UML Modeling with Sparx Systems Enterprise Architect — A Practical Guide

The Unified Modeling Language remains the most widely used standard for documenting software architecture and system design. For teams working with UML, Sparx Systems Enterprise Architect provides one of the most complete and mature implementations available — supporting the full UML 2.5 specification across all 14 diagram types within a single, high-performance modeling environment.

This guide covers the practical aspects of UML modeling in Sparx EA and explains how the different diagram types serve distinct purposes across a project lifecycle.

Full UML 2.5 Support in a Single Tool

Sparx Enterprise Architect implements UML 2.5 in its entirety, which means teams are not limited to a subset of the standard or forced to use workarounds for less-common diagram types. The 14 UML diagram types are divided into seven structural diagrams — which describe the static structure of a system and seven behavioral diagrams which describe how a system behaves over time.

The toolbox in Sparx EA adapts automatically to the type of diagram being edited, presenting only the elements and connectors that are valid for that diagram type according to the UML specification. Built-in model validation checks diagrams against UML rules, helping teams catch modeling errors early rather than discovering inconsistencies during review.

This combination of guided tooling and automated validation makes Sparx Enterprise Architect suitable for both teams building UML expertise and experienced practitioners who need to work quickly and accurately.

Structural Diagrams: Capturing System Architecture

The seven structural diagram types in UML describe what a system is made of and how its parts relate to each other. The class diagram is the most familiar — it describes classes, their attributes, operations, and the associations between them, and is the primary tool for object-oriented design. Sparx EA supports full class diagram modeling with inheritance, composition, aggregation, dependency, and realization relationships, along with code generation and reverse engineering to keep class models synchronized with the actual codebase.

Component diagrams describe the high-level architecture of a system in terms of components and their interfaces — essential for microservices architectures and system integration design. Deployment diagrams show how components are deployed onto physical or virtual infrastructure nodes, bridging the gap between software design and infrastructure planning. Object, package, profile, and composite structure diagrams complete the structural picture, each serving specialized purposes from instance-level snapshots to modular package organization.

Behavioral Diagrams: Documenting System Behavior

The seven behavioral diagram types capture the dynamic aspects of a system — how it responds to events, how processes flow, and how components communicate over time. Use case diagrams are often the starting point in requirements analysis, capturing the high-level interactions between actors and the system they are describing. Sparx EA's use case support integrates with the requirements management capabilities, allowing use cases to be linked directly to formal requirements and traced through to design and implementation artifacts.

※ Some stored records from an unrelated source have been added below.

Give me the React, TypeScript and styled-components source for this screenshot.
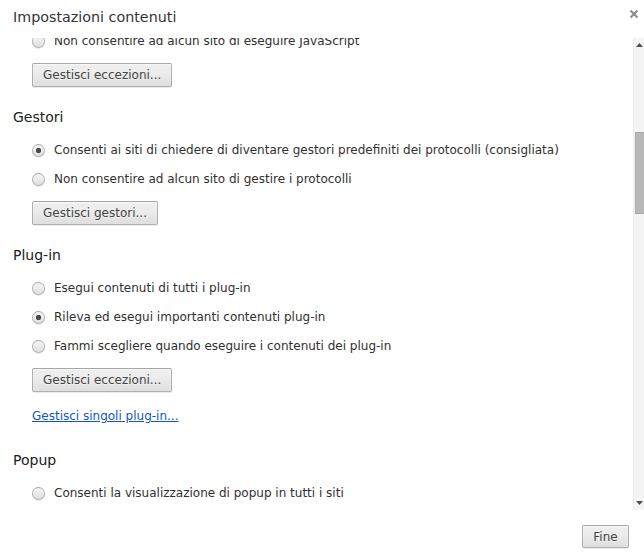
import React, { useLayoutEffect, useRef } from 'react';
import styled, { createGlobalStyle } from 'styled-components';

const GlobalStyle = createGlobalStyle`
  html, body {
    margin: 0;
    padding: 0;
    background: #fff;
  }
  body {
    font-family: 'DejaVu Sans', 'Liberation Sans', sans-serif;
    font-size: 12px;
    color: #303030;
  }
  * {
    box-sizing: border-box;
  }
`;

const Dialog = styled.div`
  width: 644px;
  height: 555px;
  display: flex;
  flex-direction: column;
  background: #fff;
  overflow: hidden;
`;

const Header = styled.div`
  height: 38px;
  flex: none;
  display: flex;
  align-items: flex-start;
  justify-content: space-between;
  padding: 9px 3px 0 13px;
`;

const Title = styled.h1`
  margin: 0;
  font-size: 14.3px;
  font-weight: normal;
  line-height: 17px;
  color: #333;
`;

const CloseButton = styled.button`
  width: 14px;
  height: 14px;
  padding: 0;
  margin-top: -2px;
  border: none;
  background: transparent;
  display: flex;
  align-items: center;
  justify-content: center;
  cursor: pointer;
`;

const Body = styled.div`
  height: 472px;
  flex: none;
  display: flex;
`;

const Scroller = styled.div`
  flex: 1;
  overflow: hidden;
`;

const Section = styled.section<{ $last?: boolean }>`
  padding-left: 13px;
  margin-bottom: ${p => (p.$last ? 0 : 21)}px;
`;

const SectionTitle = styled.h3`
  margin: 0 0 10px;
  font-size: 14px;
  font-weight: normal;
  line-height: 18px;
  color: #202020;
`;

const Options = styled.div`
  padding-left: 19px;
  display: flex;
  flex-direction: column;
  align-items: flex-start;
`;

const RadioRow = styled.label`
  height: 29px;
  display: flex;
  align-items: center;
  line-height: 15px;
  white-space: nowrap;
`;

const Radio = styled.input.attrs({ type: 'radio' })`
  appearance: none;
  -webkit-appearance: none;
  width: 13px;
  height: 13px;
  margin: 0 9px 0 0;
  border: 1px solid rgba(0, 0, 0, 0.25);
  border-radius: 50%;
  background: linear-gradient(#ededed, #ededed 38%, #dedede);
  box-shadow: 0 1px 0 rgba(0, 0, 0, 0.08), inset 0 1px 2px rgba(255, 255, 255, 0.75);
  flex: none;

  &:checked {
    background: radial-gradient(circle, #4a4a4a 0, #4a4a4a 2.4px, transparent 3px),
      linear-gradient(#ededed, #ededed 38%, #dedede);
  }
`;

const Button = styled.button`
  height: 24px;
  margin-top: 7px;
  padding: 0 10px;
  font-family: 'DejaVu Sans', 'Liberation Sans', sans-serif;
  font-size: 12px;
  color: #444;
  border: 1px solid rgba(0, 0, 0, 0.25);
  border-radius: 2px;
  background: linear-gradient(#ededed, #ededed 38%, #dedede);
  box-shadow: 0 1px 0 rgba(0, 0, 0, 0.08), inset 0 1px 2px rgba(255, 255, 255, 0.75);
  text-shadow: 0 1px 0 #f0f0f0;
  cursor: pointer;
`;

const Link = styled.a`
  display: block;
  margin: 16px 0 6px;
  line-height: 16px;
  color: #15c;
  text-decoration: underline;
  cursor: pointer;
`;

const ScrollTrack = styled.div`
  width: 11px;
  flex: none;
  display: flex;
  flex-direction: column;
  background: #f4f4f4;
  border-left: 1px solid #ececec;
`;

const ScrollArrow = styled.div`
  height: 14px;
  flex: none;
  display: flex;
  align-items: center;
  justify-content: center;
`;

const ScrollRail = styled.div`
  flex: 1;
  padding-left: 1px;
`;

const ScrollThumb = styled.div<{ $top: number; $height: number }>`
  margin-top: ${p => p.$top}px;
  height: ${p => p.$height}px;
  background: #b8b8b8;
  border: 1px solid #aaa;
  border-right: none;
`;

const Footer = styled.div`
  flex: 1;
  display: flex;
  justify-content: flex-end;
  align-items: flex-start;
  padding: 15px 15px 0;
`;

const FooterButton = styled(Button)`
  margin-top: 0;
  height: 23px;
  min-width: 47px;
`;

type Option = { label: string; checked?: boolean };

type SettingsSection = {
  title: string;
  name: string;
  options: Option[];
  button?: string;
  link?: string;
};

const sections: SettingsSection[] = [
  {
    title: 'JavaScript',
    name: 'javascript',
    options: [
      { label: 'Consenti a tutti i siti di eseguire JavaScript (consigliata)', checked: true },
      { label: 'Non consentire ad alcun sito di eseguire JavaScript' },
    ],
    button: 'Gestisci eccezioni...',
  },
  {
    title: 'Gestori',
    name: 'handlers',
    options: [
      { label: 'Consenti ai siti di chiedere di diventare gestori predefiniti dei protocolli (consigliata)', checked: true },
      { label: 'Non consentire ad alcun sito di gestire i protocolli' },
    ],
    button: 'Gestisci gestori...',
  },
  {
    title: 'Plug-in',
    name: 'plugins',
    options: [
      { label: 'Esegui contenuti di tutti i plug-in' },
      { label: 'Rileva ed esegui importanti contenuti plug-in', checked: true },
      { label: 'Fammi scegliere quando eseguire i contenuti dei plug-in' },
    ],
    button: 'Gestisci eccezioni...',
    link: 'Gestisci singoli plug-in...',
  },
  {
    title: 'Popup',
    name: 'popups',
    options: [
      { label: 'Consenti la visualizzazione di popup in tutti i siti' },
      { label: 'Non consentire ad alcun sito di mostrare popup (consigliata)', checked: true },
    ],
    button: 'Gestisci eccezioni...',
  },
];

const CloseIcon = () => (
  <svg width="10" height="10" viewBox="0 0 10 10">
    <path d="M1.5 1.5 L8.5 8.5 M8.5 1.5 L1.5 8.5" stroke="#8a8a8a" strokeWidth="2" />
  </svg>
);

const ArrowIcon: React.FC<{ down?: boolean }> = ({ down }) => (
  <svg width="7" height="4" viewBox="0 0 7 4">
    <path d={down ? 'M0 0 H7 L3.5 4 Z' : 'M0 4 H7 L3.5 0 Z'} fill="#505050" />
  </svg>
);

const App: React.FC = () => {
  const scrollRef = useRef<HTMLDivElement>(null);

  // the list is shown scrolled part way down, as in the settings overlay
  useLayoutEffect(() => {
    if (scrollRef.current) scrollRef.current.scrollTop = 68;
  }, []);

  return (
    <>
      <GlobalStyle />
      <Dialog>
        <Header>
          <Title>Impostazioni contenuti</Title>
          <CloseButton aria-label="Chiudi">
            <CloseIcon />
          </CloseButton>
        </Header>
        <Body>
          <Scroller ref={scrollRef}>
            {sections.map((section, i) => (
              <Section key={section.name} $last={i === sections.length - 1}>
                <SectionTitle>{section.title}</SectionTitle>
                <Options>
                  {section.options.map(opt => (
                    <RadioRow key={opt.label}>
                      <Radio name={section.name} defaultChecked={opt.checked} />
                      {opt.label}
                    </RadioRow>
                  ))}
                  {section.button && <Button>{section.button}</Button>}
                  {section.link && <Link>{section.link}</Link>}
                </Options>
              </Section>
            ))}
          </Scroller>
          <ScrollTrack>
            <ScrollArrow>
              <ArrowIcon />
            </ScrollArrow>
            <ScrollRail>
              <ScrollThumb $top={80} $height={82} />
            </ScrollRail>
            <ScrollArrow>
              <ArrowIcon down />
            </ScrollArrow>
          </ScrollTrack>
        </Body>
        <Footer>
          <FooterButton>Fine</FooterButton>
        </Footer>
      </Dialog>
    </>
  );
};

export default App;
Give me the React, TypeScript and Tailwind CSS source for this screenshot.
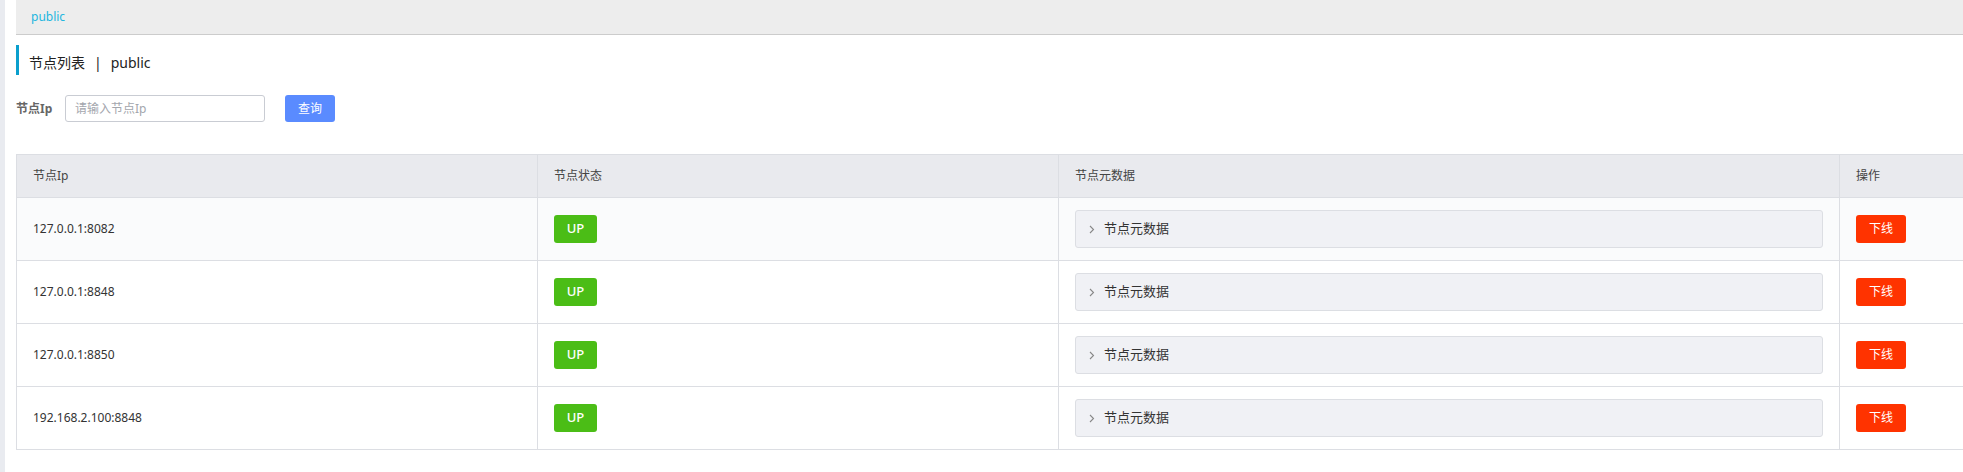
import React from 'react';

const font = { fontFamily: '"Noto Sans", "Noto Sans CJK SC", sans-serif' };

const nodes = [
  { ip: '127.0.0.1:8082', state: 'UP' },
  { ip: '127.0.0.1:8848', state: 'UP' },
  { ip: '127.0.0.1:8850', state: 'UP' },
  { ip: '192.168.2.100:8848', state: 'UP' },
];

const cols = 'grid grid-cols-[520px_521px_781px_1fr]';

const Chevron = () => (
  <svg width="6" height="9" viewBox="0 0 6 9" className="text-[#888]">
    <path d="M1 1l3.5 3.5L1 8" fill="none" stroke="currentColor" strokeWidth="1.1" />
  </svg>
);

export default function App() {
  return (
    <div
      className="w-[1963px] h-[472px] bg-white flex overflow-hidden text-[#333]"
      style={font}
    >
      <div className="w-[5px] h-full bg-[#e9ebf0] shrink-0" />
      <div className="flex-1 ml-[11px] flex flex-col">
        {/* breadcrumb header */}
        <div className="h-[35px] bg-[#ededed] border-b border-[#cccccc] flex items-center pl-[15px]">
          <span className="text-[12px] text-[#22b6df]">public</span>
        </div>

        {/* title */}
        <div className="mt-[10px] h-[30px] border-l-[3px] border-[#0a9fcd] flex items-center pl-[10px] pt-[5px] text-[14px] text-[#222]">
          节点列表<span className="mx-[9px]">|</span>public
        </div>

        {/* search */}
        <div className="mt-[20px] flex items-center h-[27px]">
          <span className="text-[12px] font-bold text-[#666] w-[49px]">节点Ip</span>
          <input
            placeholder="请输入节点Ip"
            className="w-[200px] h-[27px] border border-[#c9ccd3] rounded-[3px] px-[9px] text-[12px] placeholder:text-[#a3a6ad] outline-none"
          />
          <button className="ml-[20px] w-[50px] h-[27px] rounded-[3px] bg-[#5a8bff] text-white text-[12px]">
            查询
          </button>
        </div>

        {/* table */}
        <div className="mt-[32px] border border-[#dcdee3] border-r-0">
          <div className={`${cols} h-[42px] bg-[#e9eaee] text-[12px] text-[#444]`}>
            <div className="flex items-center pl-[16px]">节点Ip</div>
            <div className="flex items-center pl-[16px] border-l border-[#dcdee3]">节点状态</div>
            <div className="flex items-center pl-[16px] border-l border-[#dcdee3]">节点元数据</div>
            <div className="flex items-center pl-[16px] border-l border-[#dcdee3]">操作</div>
          </div>
          {nodes.map((n, i) => (
            <div
              key={n.ip}
              className={`${cols} h-[63px] border-t border-[#dcdee3] text-[12px] ${i === 0 ? 'bg-[#fafbfc]' : 'bg-white'}`}
            >
              <div className="flex items-center pl-[16px] text-[#333]">{n.ip}</div>
              <div className="flex items-center pl-[16px] border-l border-[#dcdee3]">
                <span className="w-[43px] h-[28px] rounded-[3px] bg-[#4bbd16] text-white text-[13px] font-medium flex items-center justify-center">
                  {n.state}
                </span>
              </div>
              <div className="flex items-center pl-[16px] pr-[16px] border-l border-[#dcdee3]">
                <div className="w-[748px] h-[38px] rounded-[3px] border border-[#dcdee3] bg-[#f0f1f5] flex items-center pl-[13px] gap-[9px] text-[13px] text-[#333]">
                  <Chevron />
                  节点元数据
                </div>
              </div>
              <div className="flex items-center pl-[16px] border-l border-[#dcdee3]">
                <button className="w-[50px] h-[28px] rounded-[3px] bg-[#ff3300] text-white text-[12px]">
                  下线
                </button>
              </div>
            </div>
          ))}
        </div>
      </div>
    </div>
  );
}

Sequence diagrams are among the most practically useful behavioral diagrams for development teams — they show the time-ordered exchange of messages between objects or system components, making the logic of complex interactions explicit. Activity diagrams serve a similar purpose for process flows, with branching, concurrency, and synchronization support that makes them suitable for modeling both software workflows and business processes. State machine diagrams capture the lifecycle of individual objects or systems, while interaction overview and timing diagrams support more specialized behavioral analysis scenarios.

Linking UML Models to Requirements and Code

One of the most significant advantages of modeling in Sparx Enterprise Architect rather than a standalone diagramming tool is the ability to link UML elements to other artifacts within the same repository. Class elements can be linked to the requirements they implement, allowing teams to demonstrate that every design decision traces back to a stated need. Design elements can be linked to test cases, supporting quality assurance processes that validate each part of the design.

The bidirectional code engineering capabilities of Sparx EA mean that class diagrams are not just documentation — they are an active part of the development workflow. Teams can generate skeleton Java, C#, Python, or C++ code from class models and reverse-engineer existing code back into diagrams, keeping the model and implementation in sync. The integrated source code editor with syntax highlighting allows developers to view and edit code without leaving the EA environment.

Custom Profiles and Domain-Specific Extensions

UML's profile mechanism allows the standard to be extended for specific domains — and Sparx Enterprise Architect provides comprehensive support for custom profiles and stereotypes. Organizations with domain-specific modeling needs can define their own element types, properties, and constraints that extend standard UML elements while maintaining compatibility with UML tools and notation. Sparx EA ships with a library of built-in technology profiles including database modeling, DODAF, MODAF, and others, and teams can create their own profiles using the profile editor.

This extensibility means that Sparx Enterprise Architect can adapt to almost any domain-specific modeling requirement without sacrificing the standardization benefits of UML. Whether the goal is modeling a specific software framework, a hardware-software interface, or a regulated industry process, custom profiles allow the tool to speak the language of the domain while maintaining the rigor of a standards-based approach.